* Aim of the exercise *
Tell me how many lines hold "that", please, using only the number.
============
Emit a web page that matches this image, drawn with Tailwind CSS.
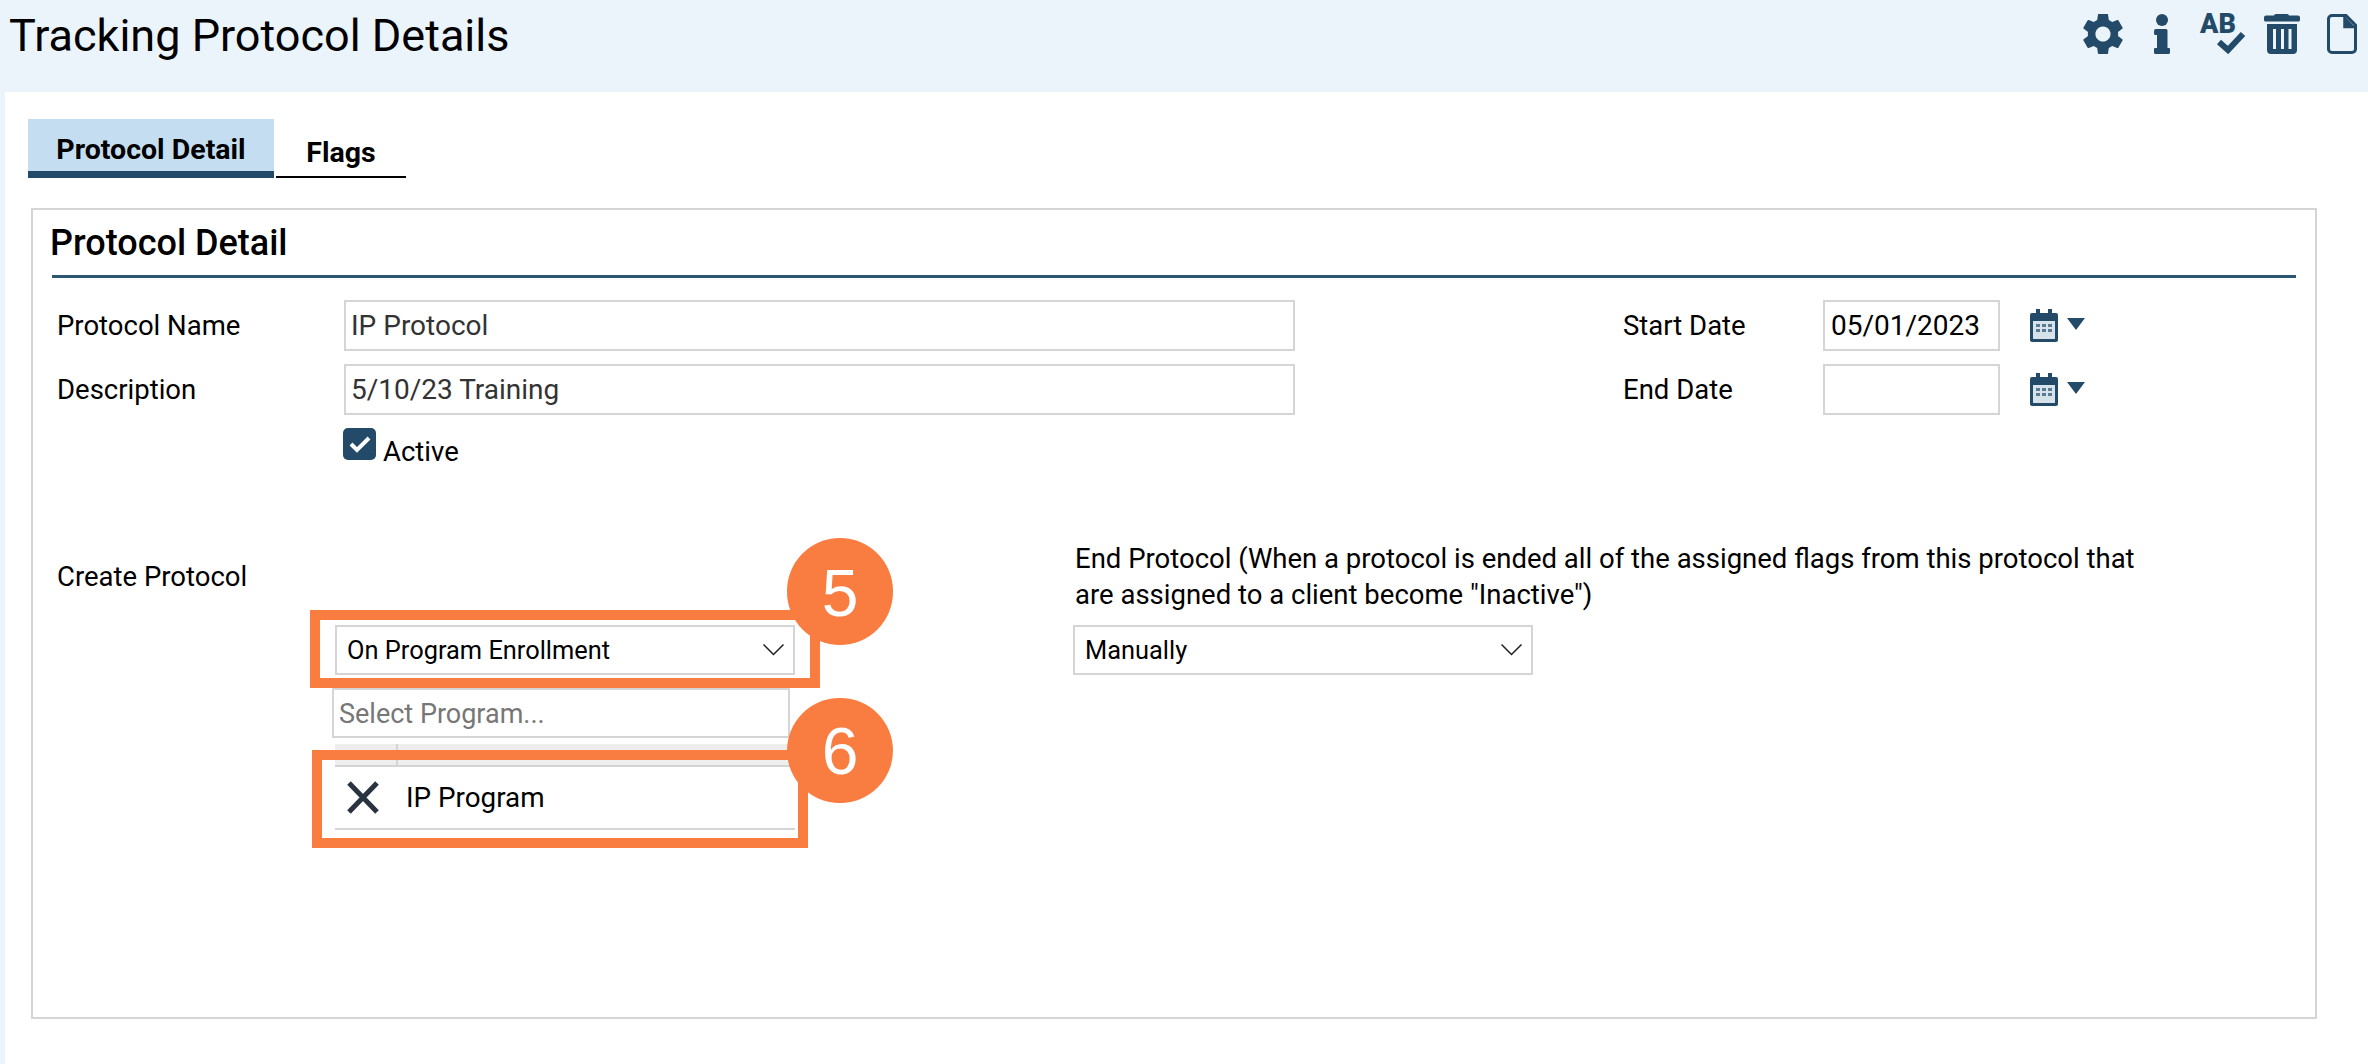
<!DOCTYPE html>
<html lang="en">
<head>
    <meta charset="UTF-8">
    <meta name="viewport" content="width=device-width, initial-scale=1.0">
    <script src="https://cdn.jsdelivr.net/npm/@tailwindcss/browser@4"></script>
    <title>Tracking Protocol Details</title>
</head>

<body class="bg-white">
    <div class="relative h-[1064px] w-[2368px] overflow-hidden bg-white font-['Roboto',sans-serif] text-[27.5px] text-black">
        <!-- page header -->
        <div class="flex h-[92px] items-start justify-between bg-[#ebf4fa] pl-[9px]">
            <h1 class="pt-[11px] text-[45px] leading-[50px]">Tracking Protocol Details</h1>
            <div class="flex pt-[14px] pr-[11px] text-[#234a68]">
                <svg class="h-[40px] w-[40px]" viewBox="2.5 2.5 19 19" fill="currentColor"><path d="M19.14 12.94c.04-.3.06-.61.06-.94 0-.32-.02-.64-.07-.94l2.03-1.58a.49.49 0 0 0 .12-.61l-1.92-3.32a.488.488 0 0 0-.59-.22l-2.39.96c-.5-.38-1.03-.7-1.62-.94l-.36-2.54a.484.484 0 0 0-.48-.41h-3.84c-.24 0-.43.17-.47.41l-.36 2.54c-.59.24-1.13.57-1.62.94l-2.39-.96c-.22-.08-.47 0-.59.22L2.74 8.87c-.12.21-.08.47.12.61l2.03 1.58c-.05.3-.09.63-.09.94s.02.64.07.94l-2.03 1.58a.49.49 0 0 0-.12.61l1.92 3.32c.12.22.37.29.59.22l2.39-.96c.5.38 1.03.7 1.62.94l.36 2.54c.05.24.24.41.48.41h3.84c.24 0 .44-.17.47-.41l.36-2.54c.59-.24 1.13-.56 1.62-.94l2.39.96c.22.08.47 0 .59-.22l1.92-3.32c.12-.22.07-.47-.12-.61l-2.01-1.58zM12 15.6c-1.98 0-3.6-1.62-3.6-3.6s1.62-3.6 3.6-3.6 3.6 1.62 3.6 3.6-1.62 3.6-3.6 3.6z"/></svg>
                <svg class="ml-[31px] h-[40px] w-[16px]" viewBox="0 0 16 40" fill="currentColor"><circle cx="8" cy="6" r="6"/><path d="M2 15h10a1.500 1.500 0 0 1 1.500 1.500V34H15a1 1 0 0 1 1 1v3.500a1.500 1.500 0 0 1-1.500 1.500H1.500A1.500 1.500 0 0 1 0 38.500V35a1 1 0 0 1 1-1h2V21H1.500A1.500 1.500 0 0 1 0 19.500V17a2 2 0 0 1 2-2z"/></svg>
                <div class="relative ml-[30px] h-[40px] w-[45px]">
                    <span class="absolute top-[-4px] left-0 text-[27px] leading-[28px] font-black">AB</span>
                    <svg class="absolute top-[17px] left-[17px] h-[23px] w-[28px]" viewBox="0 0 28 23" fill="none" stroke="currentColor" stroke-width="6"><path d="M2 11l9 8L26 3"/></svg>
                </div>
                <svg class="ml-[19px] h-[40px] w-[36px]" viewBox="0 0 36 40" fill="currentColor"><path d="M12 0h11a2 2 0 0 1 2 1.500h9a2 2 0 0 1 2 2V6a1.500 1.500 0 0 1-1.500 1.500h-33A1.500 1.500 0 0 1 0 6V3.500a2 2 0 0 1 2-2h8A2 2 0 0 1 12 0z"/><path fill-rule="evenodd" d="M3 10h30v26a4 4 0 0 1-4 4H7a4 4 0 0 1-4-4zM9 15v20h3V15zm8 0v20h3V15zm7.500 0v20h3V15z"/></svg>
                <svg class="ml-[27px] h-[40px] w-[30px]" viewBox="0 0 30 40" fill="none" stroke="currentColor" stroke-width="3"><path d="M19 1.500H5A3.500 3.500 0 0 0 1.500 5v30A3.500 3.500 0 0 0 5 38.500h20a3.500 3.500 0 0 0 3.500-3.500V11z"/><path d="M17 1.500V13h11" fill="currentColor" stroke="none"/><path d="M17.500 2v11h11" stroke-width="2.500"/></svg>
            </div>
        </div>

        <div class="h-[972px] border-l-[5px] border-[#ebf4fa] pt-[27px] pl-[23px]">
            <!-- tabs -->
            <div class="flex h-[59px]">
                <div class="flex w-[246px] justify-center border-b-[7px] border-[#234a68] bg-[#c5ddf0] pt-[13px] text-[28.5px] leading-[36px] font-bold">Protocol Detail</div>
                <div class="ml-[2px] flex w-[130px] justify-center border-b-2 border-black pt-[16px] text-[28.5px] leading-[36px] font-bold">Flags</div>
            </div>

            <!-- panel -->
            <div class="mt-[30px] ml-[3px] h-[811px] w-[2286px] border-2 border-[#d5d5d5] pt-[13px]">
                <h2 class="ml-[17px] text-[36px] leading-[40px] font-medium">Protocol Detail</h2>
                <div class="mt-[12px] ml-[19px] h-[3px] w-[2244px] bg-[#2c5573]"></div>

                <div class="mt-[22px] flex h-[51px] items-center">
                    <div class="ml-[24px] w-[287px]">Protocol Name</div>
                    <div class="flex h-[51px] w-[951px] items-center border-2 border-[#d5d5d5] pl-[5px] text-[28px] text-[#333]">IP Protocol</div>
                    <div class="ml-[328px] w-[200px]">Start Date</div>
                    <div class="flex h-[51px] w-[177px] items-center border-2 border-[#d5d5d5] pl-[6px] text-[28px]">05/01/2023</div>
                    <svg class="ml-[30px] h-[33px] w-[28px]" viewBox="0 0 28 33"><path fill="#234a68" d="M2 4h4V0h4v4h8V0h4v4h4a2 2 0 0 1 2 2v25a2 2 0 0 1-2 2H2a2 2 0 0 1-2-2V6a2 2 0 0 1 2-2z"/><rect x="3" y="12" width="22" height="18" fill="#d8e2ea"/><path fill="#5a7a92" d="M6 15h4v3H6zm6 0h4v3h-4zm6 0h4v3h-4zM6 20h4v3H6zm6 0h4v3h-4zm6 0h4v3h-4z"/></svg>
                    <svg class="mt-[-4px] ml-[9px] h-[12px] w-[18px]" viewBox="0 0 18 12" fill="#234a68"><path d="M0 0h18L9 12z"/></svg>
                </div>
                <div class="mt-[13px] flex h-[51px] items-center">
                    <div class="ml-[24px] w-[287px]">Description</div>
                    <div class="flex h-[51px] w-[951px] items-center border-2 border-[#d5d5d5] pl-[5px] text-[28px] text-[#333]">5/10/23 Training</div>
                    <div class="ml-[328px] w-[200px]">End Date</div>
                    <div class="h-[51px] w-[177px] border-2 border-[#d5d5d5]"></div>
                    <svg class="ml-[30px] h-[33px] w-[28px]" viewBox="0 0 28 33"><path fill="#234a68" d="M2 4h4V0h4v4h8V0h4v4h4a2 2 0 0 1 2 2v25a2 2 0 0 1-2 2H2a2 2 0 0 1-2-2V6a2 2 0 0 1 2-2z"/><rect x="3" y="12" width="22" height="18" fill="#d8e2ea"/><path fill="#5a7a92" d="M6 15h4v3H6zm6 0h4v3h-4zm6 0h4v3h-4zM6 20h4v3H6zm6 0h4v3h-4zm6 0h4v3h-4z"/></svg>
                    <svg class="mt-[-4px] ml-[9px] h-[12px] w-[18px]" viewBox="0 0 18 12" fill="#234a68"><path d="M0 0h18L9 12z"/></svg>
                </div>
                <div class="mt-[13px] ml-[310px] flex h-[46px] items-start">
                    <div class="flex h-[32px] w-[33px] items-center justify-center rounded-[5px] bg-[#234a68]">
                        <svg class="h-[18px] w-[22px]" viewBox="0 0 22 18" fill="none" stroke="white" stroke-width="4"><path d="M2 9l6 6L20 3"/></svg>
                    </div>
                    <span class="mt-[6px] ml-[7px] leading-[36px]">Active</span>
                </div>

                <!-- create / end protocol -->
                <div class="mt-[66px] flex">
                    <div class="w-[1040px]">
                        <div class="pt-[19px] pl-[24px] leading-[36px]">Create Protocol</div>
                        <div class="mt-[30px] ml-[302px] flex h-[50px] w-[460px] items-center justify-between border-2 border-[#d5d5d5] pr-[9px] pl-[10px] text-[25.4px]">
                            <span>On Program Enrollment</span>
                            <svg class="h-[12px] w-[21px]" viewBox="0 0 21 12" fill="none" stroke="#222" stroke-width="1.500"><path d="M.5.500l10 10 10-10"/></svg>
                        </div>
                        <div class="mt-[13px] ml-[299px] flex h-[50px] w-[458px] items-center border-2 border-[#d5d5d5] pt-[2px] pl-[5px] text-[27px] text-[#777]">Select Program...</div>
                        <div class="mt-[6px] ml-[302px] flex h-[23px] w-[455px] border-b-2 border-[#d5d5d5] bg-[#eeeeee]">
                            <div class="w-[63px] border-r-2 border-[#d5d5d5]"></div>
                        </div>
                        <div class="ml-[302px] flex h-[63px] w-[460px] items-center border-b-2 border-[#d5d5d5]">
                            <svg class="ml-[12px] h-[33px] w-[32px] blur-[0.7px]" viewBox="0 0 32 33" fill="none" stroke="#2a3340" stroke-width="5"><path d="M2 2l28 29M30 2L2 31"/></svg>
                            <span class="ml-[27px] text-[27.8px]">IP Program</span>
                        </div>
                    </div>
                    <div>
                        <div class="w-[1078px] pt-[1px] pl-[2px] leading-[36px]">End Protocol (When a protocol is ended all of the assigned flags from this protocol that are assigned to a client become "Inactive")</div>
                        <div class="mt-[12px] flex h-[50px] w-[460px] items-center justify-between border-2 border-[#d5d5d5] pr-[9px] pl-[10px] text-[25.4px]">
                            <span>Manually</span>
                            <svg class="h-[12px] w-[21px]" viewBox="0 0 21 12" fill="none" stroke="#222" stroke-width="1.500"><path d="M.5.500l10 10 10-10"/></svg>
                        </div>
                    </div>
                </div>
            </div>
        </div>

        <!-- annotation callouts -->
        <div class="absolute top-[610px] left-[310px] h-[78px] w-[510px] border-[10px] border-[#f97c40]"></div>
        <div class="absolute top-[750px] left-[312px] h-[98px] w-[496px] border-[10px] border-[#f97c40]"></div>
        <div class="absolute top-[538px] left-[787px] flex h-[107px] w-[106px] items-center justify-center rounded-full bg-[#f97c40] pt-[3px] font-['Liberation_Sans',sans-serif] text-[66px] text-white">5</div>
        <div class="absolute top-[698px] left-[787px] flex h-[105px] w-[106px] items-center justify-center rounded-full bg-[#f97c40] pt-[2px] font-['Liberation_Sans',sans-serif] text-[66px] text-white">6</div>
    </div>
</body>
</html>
============
* Answer *
2